Ginny had never heard of such a thing and was instantly inflamed. There were fewer than twenty gas-powered land vehicles on the entire island, most of them rusting pickup trucks used for hauling things. Pretty much everybody either walked or got around on golf carts, scooters, mopeds, or bicycles. Tangier was less than three miles long and not even a mile wide. Only six hundred and fifty people lived here, and why
would the governor care if one of them got a little frisky in his golf cart? Life was slow on the island. Roads were barely wider than footpaths, few of them paved, and one wrong turn could send you headlong into a marsh. Speeding on land had never been a community problem, and in fact, Ginny had never heard of the mayor or the town council taking up this particular issue.

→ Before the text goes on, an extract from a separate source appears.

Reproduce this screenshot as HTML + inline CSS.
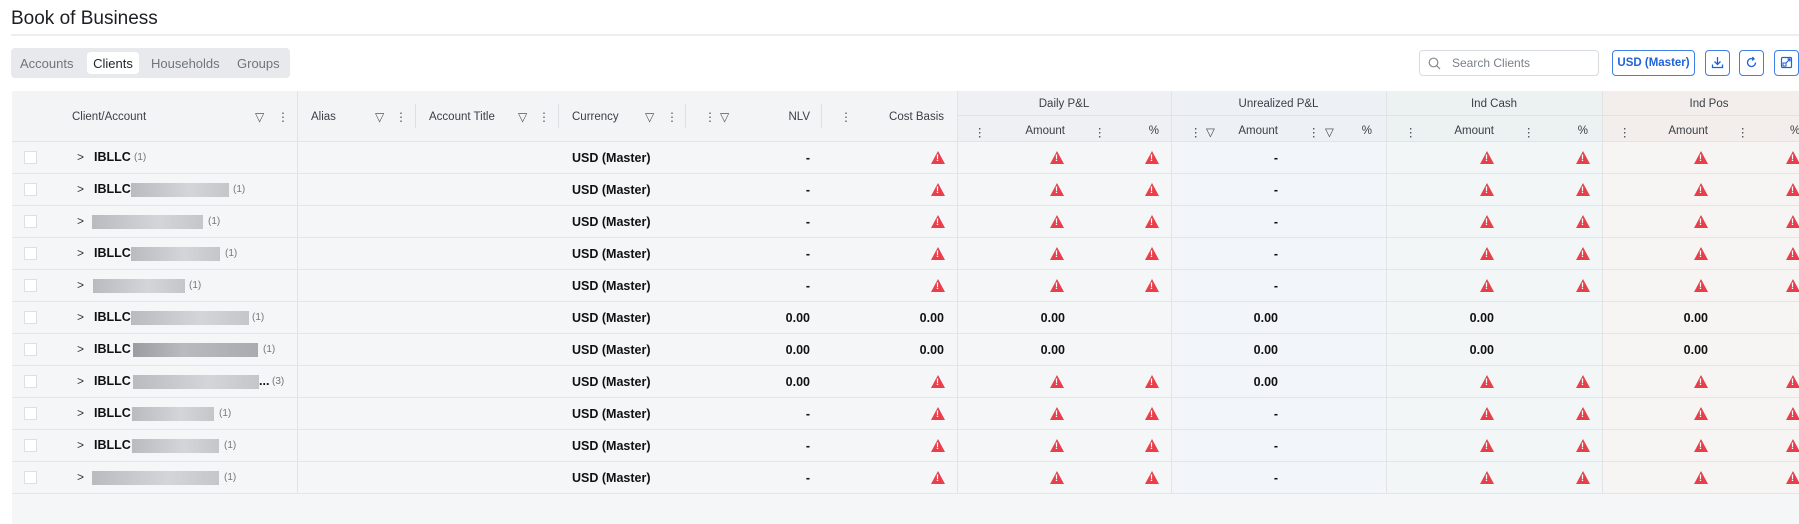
<!DOCTYPE html>
<html><head><meta charset="utf-8"><style>
*{box-sizing:border-box;margin:0;padding:0}
body{width:1799px;height:524px;overflow:hidden;background:#fff;font-family:"Liberation Sans",sans-serif;color:#1f2329;position:relative}
.a{position:absolute}
.title{left:11px;top:8px;font-size:19px;color:#1b1e23}
.div{left:11px;right:0;top:34px;height:2px;background:#eceef0}
.tabs{left:11px;top:48px;width:279px;height:30px;background:#e8e9ec;border-radius:4px}
.tab{top:0;height:30px;line-height:31px;font-size:13px;color:#70757c}
.tabon{background:#fff;border-radius:4px;top:4px;height:22px;line-height:23px;color:#1f2329}
.search{left:1419px;top:50px;width:180px;height:26px;border:1px solid #d8dbe0;border-radius:4px;font-size:12px;color:#7b8088;line-height:24px;padding-left:32px}
.btn{top:50px;height:26px;border:1px solid #3f7fe6;border-radius:4px;color:#1f62d8;font-size:11.5px;font-weight:bold;line-height:24px;text-align:center}
.tbl{left:12px;top:91px;right:0;bottom:0;background:#f5f6f8}
.hd{top:91px;height:51px;background:#f3f4f6;border-bottom:1px solid #e2e4e8}
.ht{font-size:11.5px;color:#3a3f46;top:111px}
.ic{font-size:12px;color:#555;top:110px}
.sep{width:1px;height:24px;top:104px;background:#dcdfe3}
.g{top:92px;height:24px;border-bottom:1px solid #dfe2e6;font-size:11.5px;color:#3a3f46;text-align:center;line-height:25px}
.st{font-size:11.5px;color:#3a3f46;top:125px}
.row{left:12px;right:0;height:32px;border-bottom:1px solid #e3e5e9}
.cb{left:12px;top:9px;width:13px;height:13px;background:#fff;border:1px solid #dcdfe3}
.chev{left:65px;top:8px;font-size:12px;color:#333}
.nm{top:8px;font-size:12.5px;font-weight:bold;color:#111}
.bar{top:9px;height:14px;background:linear-gradient(90deg,#b9bbbf,#d3d5d8 60%,#c4c6c9)}
.cnt{top:10px;font-size:10px;color:#777}
.v{top:9px;font-size:12.5px;font-weight:bold;color:#111;text-align:right}
.w{top:9px;width:0;height:0;border-left:7px solid transparent;border-right:7px solid transparent;border-bottom:13px solid #e8404a}
.w::after{content:"!";position:absolute;left:-2px;top:2px;font-size:9px;color:#fff;font-weight:bold}
.vl{top:91px;bottom:30px;width:1px;background:#e1e3e7}
.r{position:absolute;left:0;width:1799px;height:32px}
.cur{left:572px}
</style></head><body>
<div class="a title">Book of Business</div>
<div class="a div"></div>
<div class="a tabs">
<div class="a tab" style="left:9px">Accounts</div>
<div class="a tab tabon" style="left:76px;width:52px;text-align:center">Clients</div>
<div class="a tab" style="left:140px">Households</div>
<div class="a tab" style="left:226px">Groups</div>
</div>
<div class="a search">Search Clients</div>
<svg class="a" style="left:1428px;top:57px" width="13" height="13" viewBox="0 0 13 13"><circle cx="5.5" cy="5.5" r="4.3" fill="none" stroke="#888" stroke-width="1.2"/><path d="M8.7 8.7L12 12" stroke="#888" stroke-width="1.2"/></svg>
<div class="a btn" style="left:1612px;width:83px">USD (Master)</div>
<div class="a btn" style="left:1705px;width:25px"><svg width="13" height="13" viewBox="0 0 13 13" style="margin-top:5px"><path d="M6.5 1v7M3.5 5.5l3 3 3-3M1.5 8.5v3h10v-3" fill="none" stroke="#1f62d8" stroke-width="1.3"/></svg></div>
<div class="a btn" style="left:1739px;width:25px"><svg width="13" height="13" viewBox="0 0 13 13" style="margin-top:5px"><path d="M10.5 6.5A4 4 0 1 1 8 2.8M7.5 1l1.5 2-2 1.3" fill="none" stroke="#1f62d8" stroke-width="1.3"/></svg></div>
<div class="a btn" style="left:1774px;width:25px"><svg width="13" height="13" viewBox="0 0 13 13" style="margin-top:5px"><rect x="1.5" y="1.5" width="10" height="10" rx="1" fill="none" stroke="#1f62d8" stroke-width="1.2"/><path d="M6 7l4-4M7.5 3H10v2.5" fill="none" stroke="#1f62d8" stroke-width="1.2"/><rect x="3" y="7" width="3" height="3" fill="none" stroke="#1f62d8"/></svg></div>

<div class="a tbl"></div>
<div class="a" style="left:1171px;width:215px;top:91px;height:403px;background:#f2f5f9"></div>
<div class="a" style="left:1386px;width:216px;top:91px;height:403px;background:#f3f6f6"></div>
<div class="a" style="left:1602px;width:197px;top:91px;height:403px;background:#f7f5f4"></div>
<div class="a hd" style="left:12px;width:945px"></div>
<div class="a hd" style="left:957px;width:214px;background:#eef0f4"></div>
<div class="a hd" style="left:1171px;width:215px;background:#edf1f6"></div>
<div class="a hd" style="left:1386px;width:216px;background:#ecf1f1"></div>
<div class="a hd" style="left:1602px;width:197px;background:#f3eeeb"></div>
<div class="a vl" style="left:957px;top:91px;height:403px"></div>
<div class="a vl" style="left:1171px;top:91px;height:403px"></div>
<div class="a vl" style="left:1386px;top:91px;height:403px"></div>
<div class="a vl" style="left:1602px;top:91px;height:403px"></div>
<div class="a vl" style="left:297px;top:91px;height:403px"></div>

<div class="a ht" style="left:72px">Client/Account</div>
<div class="a ic" style="left:255px">▽</div><div class="a ic" style="left:277px">⋮</div>
<div class="a ht" style="left:311px">Alias</div>
<div class="a ic" style="left:375px">▽</div><div class="a ic" style="left:395px">⋮</div>
<div class="a sep" style="left:415px"></div>
<div class="a ht" style="left:429px">Account Title</div>
<div class="a ic" style="left:518px">▽</div><div class="a ic" style="left:538px">⋮</div>
<div class="a sep" style="left:558px"></div>
<div class="a ht" style="left:572px">Currency</div>
<div class="a ic" style="left:645px">▽</div><div class="a ic" style="left:666px">⋮</div>
<div class="a sep" style="left:685px"></div>
<div class="a ic" style="left:704px">⋮</div><div class="a ic" style="left:720px">▽</div>
<div class="a ht" style="left:760px;width:50px;text-align:right">NLV</div>
<div class="a sep" style="left:821px"></div>
<div class="a ic" style="left:840px">⋮</div>
<div class="a ht" style="left:880px;width:64px;text-align:right">Cost Basis</div>

<div class="a g" style="left:957px;width:214px">Daily P&amp;L</div>
<div class="a g" style="left:1171px;width:215px">Unrealized P&amp;L</div>
<div class="a g" style="left:1386px;width:216px">Ind Cash</div>
<div class="a g" style="left:1602px;width:214px">Ind Pos</div>

<div class="a ic st" style="left:974px">⋮</div><div class="a st" style="left:1015px;width:50px;text-align:right">Amount</div><div class="a ic st" style="left:1094px">⋮</div><div class="a st" style="left:1140px;width:19px;text-align:right">%</div>
<div class="a ic st" style="left:1190px">⋮</div><div class="a ic st" style="left:1206px">▽</div><div class="a st" style="left:1228px;width:50px;text-align:right">Amount</div><div class="a ic st" style="left:1308px">⋮</div><div class="a ic st" style="left:1325px">▽</div><div class="a st" style="left:1353px;width:19px;text-align:right">%</div>
<div class="a ic st" style="left:1405px">⋮</div><div class="a st" style="left:1444px;width:50px;text-align:right">Amount</div><div class="a ic st" style="left:1523px">⋮</div><div class="a st" style="left:1569px;width:19px;text-align:right">%</div>
<div class="a ic st" style="left:1619px">⋮</div><div class="a st" style="left:1658px;width:50px;text-align:right">Amount</div><div class="a ic st" style="left:1737px">⋮</div><div class="a st" style="left:1790px">%</div>

<div class="a" style="left:0;top:142px;width:1799px">
<div class="a row" style="top:0"><div class="a cb"></div><div class="a chev">&gt;</div><div class="a nm" style="left:82px">IBLLC</div><div class="a cnt" style="left:122px">(1)</div></div>
<div class="a row" style="top:32px"><div class="a cb"></div><div class="a chev">&gt;</div><div class="a nm" style="left:82px">IBLLC</div><div class="a bar" style="left:119px;width:98px"></div><div class="a cnt" style="left:221px">(1)</div></div>
<div class="a row" style="top:64px"><div class="a cb"></div><div class="a chev">&gt;</div><div class="a bar" style="left:80px;width:111px"></div><div class="a cnt" style="left:196px">(1)</div></div>
<div class="a row" style="top:96px"><div class="a cb"></div><div class="a chev">&gt;</div><div class="a nm" style="left:82px">IBLLC</div><div class="a bar" style="left:119px;width:89px"></div><div class="a cnt" style="left:213px">(1)</div></div>
<div class="a row" style="top:128px"><div class="a cb"></div><div class="a chev">&gt;</div><div class="a bar" style="left:81px;width:92px"></div><div class="a cnt" style="left:177px">(1)</div></div>
<div class="a row" style="top:160px"><div class="a cb"></div><div class="a chev">&gt;</div><div class="a nm" style="left:82px">IBLLC</div><div class="a bar" style="left:119px;width:118px"></div><div class="a cnt" style="left:240px">(1)</div></div>
<div class="a row" style="top:192px"><div class="a cb"></div><div class="a chev">&gt;</div><div class="a nm" style="left:82px">IBLLC</div><div class="a bar" style="left:121px;width:125px;background:linear-gradient(90deg,#9a9ca1,#b8babe 40%,#a9abaf)"></div><div class="a cnt" style="left:251px">(1)</div></div>
<div class="a row" style="top:224px"><div class="a cb"></div><div class="a chev">&gt;</div><div class="a nm" style="left:82px">IBLLC</div><div class="a bar" style="left:121px;width:126px"></div><div class="a nm" style="left:247px">...</div><div class="a cnt" style="left:260px">(3)</div></div>
<div class="a row" style="top:256px"><div class="a cb"></div><div class="a chev">&gt;</div><div class="a nm" style="left:82px">IBLLC</div><div class="a bar" style="left:120px;width:82px"></div><div class="a cnt" style="left:207px">(1)</div></div>
<div class="a row" style="top:288px"><div class="a cb"></div><div class="a chev">&gt;</div><div class="a nm" style="left:82px">IBLLC</div><div class="a bar" style="left:120px;width:87px"></div><div class="a cnt" style="left:212px">(1)</div></div>
<div class="a row" style="top:320px"><div class="a cb"></div><div class="a chev">&gt;</div><div class="a bar" style="left:80px;width:127px"></div><div class="a cnt" style="left:212px">(1)</div></div>
</div>

<div class="r" style="top:142px"><div class="a v cur">USD (Master)</div><div class="a v" style="left:780px;width:30px">-</div><div class="a w" style="left:931px"></div><div class="a w" style="left:1050px"></div><div class="a w" style="left:1145px"></div><div class="a v" style="left:1248px;width:30px">-</div><div class="a w" style="left:1480px"></div><div class="a w" style="left:1576px"></div><div class="a w" style="left:1694px"></div><div class="a w" style="left:1786px"></div></div>
<div class="r" style="top:174px"><div class="a v cur">USD (Master)</div><div class="a v" style="left:780px;width:30px">-</div><div class="a w" style="left:931px"></div><div class="a w" style="left:1050px"></div><div class="a w" style="left:1145px"></div><div class="a v" style="left:1248px;width:30px">-</div><div class="a w" style="left:1480px"></div><div class="a w" style="left:1576px"></div><div class="a w" style="left:1694px"></div><div class="a w" style="left:1786px"></div></div>
<div class="r" style="top:206px"><div class="a v cur">USD (Master)</div><div class="a v" style="left:780px;width:30px">-</div><div class="a w" style="left:931px"></div><div class="a w" style="left:1050px"></div><div class="a w" style="left:1145px"></div><div class="a v" style="left:1248px;width:30px">-</div><div class="a w" style="left:1480px"></div><div class="a w" style="left:1576px"></div><div class="a w" style="left:1694px"></div><div class="a w" style="left:1786px"></div></div>
<div class="r" style="top:238px"><div class="a v cur">USD (Master)</div><div class="a v" style="left:780px;width:30px">-</div><div class="a w" style="left:931px"></div><div class="a w" style="left:1050px"></div><div class="a w" style="left:1145px"></div><div class="a v" style="left:1248px;width:30px">-</div><div class="a w" style="left:1480px"></div><div class="a w" style="left:1576px"></div><div class="a w" style="left:1694px"></div><div class="a w" style="left:1786px"></div></div>
<div class="r" style="top:270px"><div class="a v cur">USD (Master)</div><div class="a v" style="left:780px;width:30px">-</div><div class="a w" style="left:931px"></div><div class="a w" style="left:1050px"></div><div class="a w" style="left:1145px"></div><div class="a v" style="left:1248px;width:30px">-</div><div class="a w" style="left:1480px"></div><div class="a w" style="left:1576px"></div><div class="a w" style="left:1694px"></div><div class="a w" style="left:1786px"></div></div>
<div class="r" style="top:302px"><div class="a v cur">USD (Master)</div><div class="a v" style="left:760px;width:50px">0.00</div><div class="a v" style="left:894px;width:50px">0.00</div><div class="a v" style="left:1015px;width:50px">0.00</div><div class="a v" style="left:1228px;width:50px">0.00</div><div class="a v" style="left:1444px;width:50px">0.00</div><div class="a v" style="left:1658px;width:50px">0.00</div></div>
<div class="r" style="top:334px"><div class="a v cur">USD (Master)</div><div class="a v" style="left:760px;width:50px">0.00</div><div class="a v" style="left:894px;width:50px">0.00</div><div class="a v" style="left:1015px;width:50px">0.00</div><div class="a v" style="left:1228px;width:50px">0.00</div><div class="a v" style="left:1444px;width:50px">0.00</div><div class="a v" style="left:1658px;width:50px">0.00</div></div>
<div class="r" style="top:366px"><div class="a v cur">USD (Master)</div><div class="a v" style="left:760px;width:50px">0.00</div><div class="a w" style="left:931px"></div><div class="a w" style="left:1050px"></div><div class="a w" style="left:1145px"></div><div class="a v" style="left:1228px;width:50px">0.00</div><div class="a w" style="left:1480px"></div><div class="a w" style="left:1576px"></div><div class="a w" style="left:1694px"></div><div class="a w" style="left:1786px"></div></div>
<div class="r" style="top:398px"><div class="a v cur">USD (Master)</div><div class="a v" style="left:780px;width:30px">-</div><div class="a w" style="left:931px"></div><div class="a w" style="left:1050px"></div><div class="a w" style="left:1145px"></div><div class="a v" style="left:1248px;width:30px">-</div><div class="a w" style="left:1480px"></div><div class="a w" style="left:1576px"></div><div class="a w" style="left:1694px"></div><div class="a w" style="left:1786px"></div></div>
<div class="r" style="top:430px"><div class="a v cur">USD (Master)</div><div class="a v" style="left:780px;width:30px">-</div><div class="a w" style="left:931px"></div><div class="a w" style="left:1050px"></div><div class="a w" style="left:1145px"></div><div class="a v" style="left:1248px;width:30px">-</div><div class="a w" style="left:1480px"></div><div class="a w" style="left:1576px"></div><div class="a w" style="left:1694px"></div><div class="a w" style="left:1786px"></div></div>
<div class="r" style="top:462px"><div class="a v cur">USD (Master)</div><div class="a v" style="left:780px;width:30px">-</div><div class="a w" style="left:931px"></div><div class="a w" style="left:1050px"></div><div class="a w" style="left:1145px"></div><div class="a v" style="left:1248px;width:30px">-</div><div class="a w" style="left:1480px"></div><div class="a w" style="left:1576px"></div><div class="a w" style="left:1694px"></div><div class="a w" style="left:1786px"></div></div>
</body></html>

“Well, theys many a road on the main and you don’t need to be a painting up ours. Doncha stop that? Afore you’re going to catch it, young feller!”
Andy wasn’t sure what the island woman had just said to him, but he detected a threat.
“Just doing my job,” he said, dipping the brush in the paint can.
“What happen you drive over it?” Ginny pointed at the wet painted line on the road.
“Nothing yet,” Andy explained in an ominous tone, in hopes he might encourage the woman to complain and provide him with a few good quotes for the next Trooper Truth essay. “I’ve got to paint another one exactly a quarter of a mile from this one. Then when our helicopters patrol the island, the pilots can time how long it takes for a vehicle to get from stripe to stripe. VASCAR will tell us exactly how fast you’re going.”
“Heee! Jiminy Criminy! They going to bring NASCAR here to Tanger?” Ginny was shocked.
“VASCAR,” Andy repeated, and he was thrilled that Virginians might confuse VASCAR with NASCAR. “It refers to a computer that knows if you’re speeding.”
“Then what?” Ginny still didn’t understand, and her mind was roaring with stock cars and drunken fans.
“Then a trooper on the ground goes after the speeder and gives him a citation.”
“What he gonna to recite at us?” Ginny envisioned the young trooper in his big hat and dark glasses sternly reprimanding some poor Tangierman on his bicycle, probably pointing his finger, trying to scare him as the trooper recited something like one of those Miranda warnings Ginny was always hearing about on programs she picked up on the satellite
dish that was surrounded by glass balls and other yard ornaments.
“A ticket,” Andy went on in a stern voice. “You know what a ticket is?” His paintbrush found the edge of the pavement, mere inches from Ginny’s fence and all the dead family members whose headstones were worn smooth and tilting in different directions. “We write you a ticket and then you go down to the courthouse and pay a fine. Cash or check.”
He knew very well that Tangier Island did not have a bank, and a check, in this old woman’s mind, was what the Coast Guard was always doing or what the tourists got when they ate the crab cakes and corn pudding at Hilda Crockett’s Chesapeake House.
“How much you make us pay when we get warranted, if we do?” Ginny was getting increasingly alarmed.
Andy stood up and stretched his aching back as he struggled to decipher what the woman had just said to him. Then he recalled his visit to The What Not Shop right before he had started painting the stripe and overhearing two Tangier women whispering about him and saying something about someone being warranted and that they couldn’t fathom who had done what, but it was probably
that Shores boy who live cross from the school. He’s got more mouth than a sheep and here his daddy’s poor as Job’s turkey. That’s right, Hattie. Durn if his daddy don’t foller the water even when it’s the dog days while that Mr. Nutters a his can’t be learned nothing. Spends all his time progging, he does. Well, I swanny, Fonny Boy ain’t neither smarter than a ticky crab, Lula.